__Material__
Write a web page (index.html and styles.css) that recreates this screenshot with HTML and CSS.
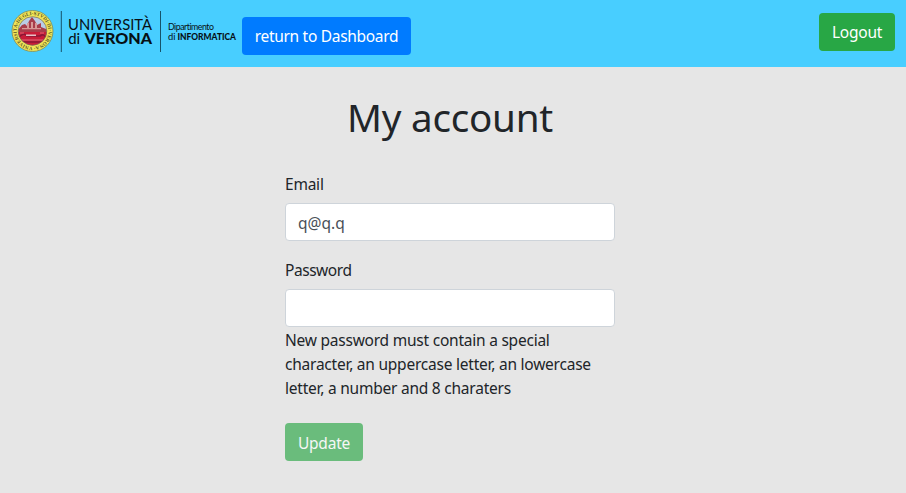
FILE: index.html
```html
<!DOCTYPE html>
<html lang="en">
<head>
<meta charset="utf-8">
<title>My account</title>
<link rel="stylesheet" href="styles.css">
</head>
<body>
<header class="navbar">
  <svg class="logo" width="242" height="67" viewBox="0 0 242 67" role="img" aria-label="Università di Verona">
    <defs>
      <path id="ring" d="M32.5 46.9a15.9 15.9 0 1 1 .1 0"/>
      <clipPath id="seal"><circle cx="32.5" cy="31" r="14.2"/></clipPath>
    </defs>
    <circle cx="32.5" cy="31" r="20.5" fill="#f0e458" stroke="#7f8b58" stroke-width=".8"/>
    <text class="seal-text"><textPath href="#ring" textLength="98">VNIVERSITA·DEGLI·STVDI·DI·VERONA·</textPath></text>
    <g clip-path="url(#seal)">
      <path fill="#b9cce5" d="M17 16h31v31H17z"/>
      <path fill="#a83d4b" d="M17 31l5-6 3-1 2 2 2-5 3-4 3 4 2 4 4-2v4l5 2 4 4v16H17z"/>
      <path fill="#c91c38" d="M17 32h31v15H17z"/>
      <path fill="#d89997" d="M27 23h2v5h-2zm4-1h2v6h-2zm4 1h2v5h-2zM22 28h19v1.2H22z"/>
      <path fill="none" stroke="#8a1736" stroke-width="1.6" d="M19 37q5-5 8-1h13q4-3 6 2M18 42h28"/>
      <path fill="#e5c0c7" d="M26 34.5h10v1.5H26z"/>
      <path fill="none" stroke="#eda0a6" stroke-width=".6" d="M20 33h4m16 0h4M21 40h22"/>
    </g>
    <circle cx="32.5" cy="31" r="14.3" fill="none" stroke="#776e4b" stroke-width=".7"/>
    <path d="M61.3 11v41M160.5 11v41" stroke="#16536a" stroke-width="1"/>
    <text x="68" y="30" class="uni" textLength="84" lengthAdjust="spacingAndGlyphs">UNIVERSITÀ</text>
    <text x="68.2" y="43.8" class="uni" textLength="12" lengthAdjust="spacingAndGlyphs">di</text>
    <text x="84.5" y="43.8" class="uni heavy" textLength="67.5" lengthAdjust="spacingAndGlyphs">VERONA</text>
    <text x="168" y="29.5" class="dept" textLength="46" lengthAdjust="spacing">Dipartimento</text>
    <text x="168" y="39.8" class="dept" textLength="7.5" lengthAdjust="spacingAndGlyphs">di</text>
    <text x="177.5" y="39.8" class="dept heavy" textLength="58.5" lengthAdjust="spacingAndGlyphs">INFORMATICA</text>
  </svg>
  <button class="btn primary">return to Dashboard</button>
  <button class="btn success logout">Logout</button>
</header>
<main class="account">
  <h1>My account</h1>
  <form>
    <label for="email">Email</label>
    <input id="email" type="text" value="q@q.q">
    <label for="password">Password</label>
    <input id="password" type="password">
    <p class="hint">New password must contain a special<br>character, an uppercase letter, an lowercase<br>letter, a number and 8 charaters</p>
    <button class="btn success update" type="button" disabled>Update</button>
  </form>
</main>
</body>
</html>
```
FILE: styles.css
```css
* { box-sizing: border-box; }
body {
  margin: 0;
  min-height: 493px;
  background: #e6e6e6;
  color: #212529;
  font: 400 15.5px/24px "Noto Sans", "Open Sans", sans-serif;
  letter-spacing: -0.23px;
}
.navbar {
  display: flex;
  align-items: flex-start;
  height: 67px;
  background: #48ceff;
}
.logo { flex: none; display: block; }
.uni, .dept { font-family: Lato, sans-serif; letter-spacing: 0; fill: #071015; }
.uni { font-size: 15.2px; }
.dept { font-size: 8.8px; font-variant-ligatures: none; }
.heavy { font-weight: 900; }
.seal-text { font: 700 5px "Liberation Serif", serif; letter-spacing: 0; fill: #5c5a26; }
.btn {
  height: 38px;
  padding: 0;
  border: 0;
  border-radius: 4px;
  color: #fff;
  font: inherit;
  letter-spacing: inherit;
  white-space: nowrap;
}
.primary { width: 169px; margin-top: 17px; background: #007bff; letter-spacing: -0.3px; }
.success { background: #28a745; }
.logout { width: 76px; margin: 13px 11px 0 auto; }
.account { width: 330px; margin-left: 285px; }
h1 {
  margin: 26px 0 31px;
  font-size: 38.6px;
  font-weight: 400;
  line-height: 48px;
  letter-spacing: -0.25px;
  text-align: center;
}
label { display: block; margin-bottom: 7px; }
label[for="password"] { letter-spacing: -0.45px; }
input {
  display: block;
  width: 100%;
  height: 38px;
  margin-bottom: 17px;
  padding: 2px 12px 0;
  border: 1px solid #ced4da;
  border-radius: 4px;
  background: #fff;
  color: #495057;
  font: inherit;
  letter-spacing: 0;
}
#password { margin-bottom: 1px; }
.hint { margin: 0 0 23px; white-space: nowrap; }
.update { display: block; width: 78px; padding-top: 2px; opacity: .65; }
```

__Required task__
Your task is to reproduce all of the material exactly. The pictures stay out.

__In response__
Write a web page (index.html and styles.css) that recreates this screenshot with HTML and CSS.
FILE: index.html
```html
<!DOCTYPE html>
<html lang="en">
<head>
<meta charset="utf-8">
<title>My account</title>
<link rel="stylesheet" href="styles.css">
</head>
<body>
<header class="navbar">
  <svg class="logo" width="242" height="67" viewBox="0 0 242 67" role="img" aria-label="Università di Verona">
    <defs>
      <path id="ring" d="M32.5 46.9a15.9 15.9 0 1 1 .1 0"/>
      <clipPath id="seal"><circle cx="32.5" cy="31" r="14.2"/></clipPath>
    </defs>
    <circle cx="32.5" cy="31" r="20.5" fill="#f0e458" stroke="#7f8b58" stroke-width=".8"/>
    <text class="seal-text"><textPath href="#ring" textLength="98">VNIVERSITA·DEGLI·STVDI·DI·VERONA·</textPath></text>
    <g clip-path="url(#seal)">
      <path fill="#b9cce5" d="M17 16h31v31H17z"/>
      <path fill="#a83d4b" d="M17 31l5-6 3-1 2 2 2-5 3-4 3 4 2 4 4-2v4l5 2 4 4v16H17z"/>
      <path fill="#c91c38" d="M17 32h31v15H17z"/>
      <path fill="#d89997" d="M27 23h2v5h-2zm4-1h2v6h-2zm4 1h2v5h-2zM22 28h19v1.2H22z"/>
      <path fill="none" stroke="#8a1736" stroke-width="1.6" d="M19 37q5-5 8-1h13q4-3 6 2M18 42h28"/>
      <path fill="#e5c0c7" d="M26 34.5h10v1.5H26z"/>
      <path fill="none" stroke="#eda0a6" stroke-width=".6" d="M20 33h4m16 0h4M21 40h22"/>
    </g>
    <circle cx="32.5" cy="31" r="14.3" fill="none" stroke="#776e4b" stroke-width=".7"/>
    <path d="M61.3 11v41M160.5 11v41" stroke="#16536a" stroke-width="1"/>
    <text x="68" y="30" class="uni" textLength="84" lengthAdjust="spacingAndGlyphs">UNIVERSITÀ</text>
    <text x="68.2" y="43.8" class="uni" textLength="12" lengthAdjust="spacingAndGlyphs">di</text>
    <text x="84.5" y="43.8" class="uni heavy" textLength="67.5" lengthAdjust="spacingAndGlyphs">VERONA</text>
    <text x="168" y="29.5" class="dept" textLength="46" lengthAdjust="spacing">Dipartimento</text>
    <text x="168" y="39.8" class="dept" textLength="7.5" lengthAdjust="spacingAndGlyphs">di</text>
    <text x="177.5" y="39.8" class="dept heavy" textLength="58.5" lengthAdjust="spacingAndGlyphs">INFORMATICA</text>
  </svg>
  <button class="btn primary">return to Dashboard</button>
  <button class="btn success logout">Logout</button>
</header>
<main class="account">
  <h1>My account</h1>
  <form>
    <label for="email">Email</label>
    <input id="email" type="text" value="q@q.q">
    <label for="password">Password</label>
    <input id="password" type="password">
    <p class="hint">New password must contain a special<br>character, an uppercase letter, an lowercase<br>letter, a number and 8 charaters</p>
    <button class="btn success update" type="button" disabled>Update</button>
  </form>
</main>
</body>
</html>
```
FILE: styles.css
```css
* { box-sizing: border-box; }
body {
  margin: 0;
  min-height: 493px;
  background: #e6e6e6;
  color: #212529;
  font: 400 15.5px/24px "Noto Sans", "Open Sans", sans-serif;
  letter-spacing: -0.23px;
}
.navbar {
  display: flex;
  align-items: flex-start;
  height: 67px;
  background: #48ceff;
}
.logo { flex: none; display: block; }
.uni, .dept { font-family: Lato, sans-serif; letter-spacing: 0; fill: #071015; }
.uni { font-size: 15.2px; }
.dept { font-size: 8.8px; font-variant-ligatures: none; }
.heavy { font-weight: 900; }
.seal-text { font: 700 5px "Liberation Serif", serif; letter-spacing: 0; fill: #5c5a26; }
.btn {
  height: 38px;
  padding: 0;
  border: 0;
  border-radius: 4px;
  color: #fff;
  font: inherit;
  letter-spacing: inherit;
  white-space: nowrap;
}
.primary { width: 169px; margin-top: 17px; background: #007bff; letter-spacing: -0.3px; }
.success { background: #28a745; }
.logout { width: 76px; margin: 13px 11px 0 auto; }
.account { width: 330px; margin-left: 285px; }
h1 {
  margin: 26px 0 31px;
  font-size: 38.6px;
  font-weight: 400;
  line-height: 48px;
  letter-spacing: -0.25px;
  text-align: center;
}
label { display: block; margin-bottom: 7px; }
label[for="password"] { letter-spacing: -0.45px; }
input {
  display: block;
  width: 100%;
  height: 38px;
  margin-bottom: 17px;
  padding: 2px 12px 0;
  border: 1px solid #ced4da;
  border-radius: 4px;
  background: #fff;
  color: #495057;
  font: inherit;
  letter-spacing: 0;
}
#password { margin-bottom: 1px; }
.hint { margin: 0 0 23px; white-space: nowrap; }
.update { display: block; width: 78px; padding-top: 2px; opacity: .65; }
```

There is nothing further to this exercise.